投票行動は操作できるか?――ニューロポリティクスへの招待【後編】
中野 信子

安倍内閣では女性閣僚たちの活躍が期待されているが、どうも一筋縄ではいかないようだ。いつかヒラリー・クリントン氏のように強烈な印象を与える、有権者にとって分かりやすいアイコンが出てくると(観察する側としては)非常に面白い。

また、さらに興味深いことには、ヒラリー・クリントン氏の写真を見せた後、スピーチしているビデオを見せると、あまり活動していなかった男性の脳が、活発に彼女に対する興味を示すようになったという。

逆に、ジュリアーニ氏に対しては、この反対の反応が見られた。つまり、反応は男性と女性で大きく違い、写真を見せた時は、男性で、ジュリアーニ氏に対する反応がより大きかった。しかし、演説しているビデオを見せると、女性もジュリアーニ氏に対する反応がぐっと大きくなったのである。

つまりこれは、ポスターだけではなく、やはり動いている候補者を有権者に直接みせることができる街頭演説や、テレビ出演がいかに効果的か、ということを示しているのである。

これらのデータはピアレビューを通ったものではなく、研究者が一般紙にそのデータを載せてしまったということでも議論を呼んだ実験だった。
実験者の恣意的な解釈が許される状況下で正しく結論を導くことは難しいが、政治的な行動について脳科学が知見を与え得る、そして、データをもとにある程度の操作が可能であることを示唆したという点では看過できない実験だったといえるだろう。

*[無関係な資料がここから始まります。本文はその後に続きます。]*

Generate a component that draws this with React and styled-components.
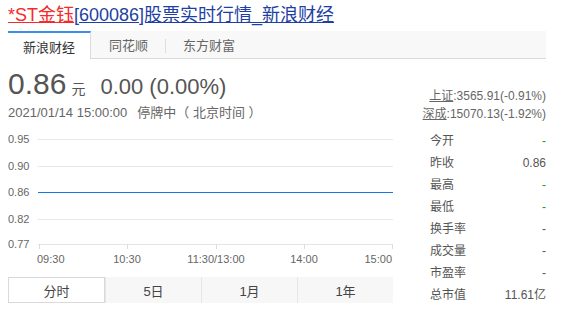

自分の感情の動きや、自分の心理について、よくわかっているつもりでいても、無意識化された意思決定プロセスについては、把握したりコントロールしたりすることは極めて困難だ。

大半は、「自分でもなぜ、この人に投票しているのかわからない」というのが本音だろう。もちろん、有権者は、「自分の意思で投票した」と思い込んでいる。
投票した理由を聞けばもっともらしい理由を話すだろう。しかし、脳を見れば、その意思決定はほとんど、無意識下で行われていて、そこに、外部の人間が投票に関する意思決定を操作できるスキが生じるとしたら。

そう遠くない未来に、脳科学的な知見を踏まえて、公職選挙法を改正しなければならない時が来るかもしれない。

これが、脳科学側からの、政治行動の見方である。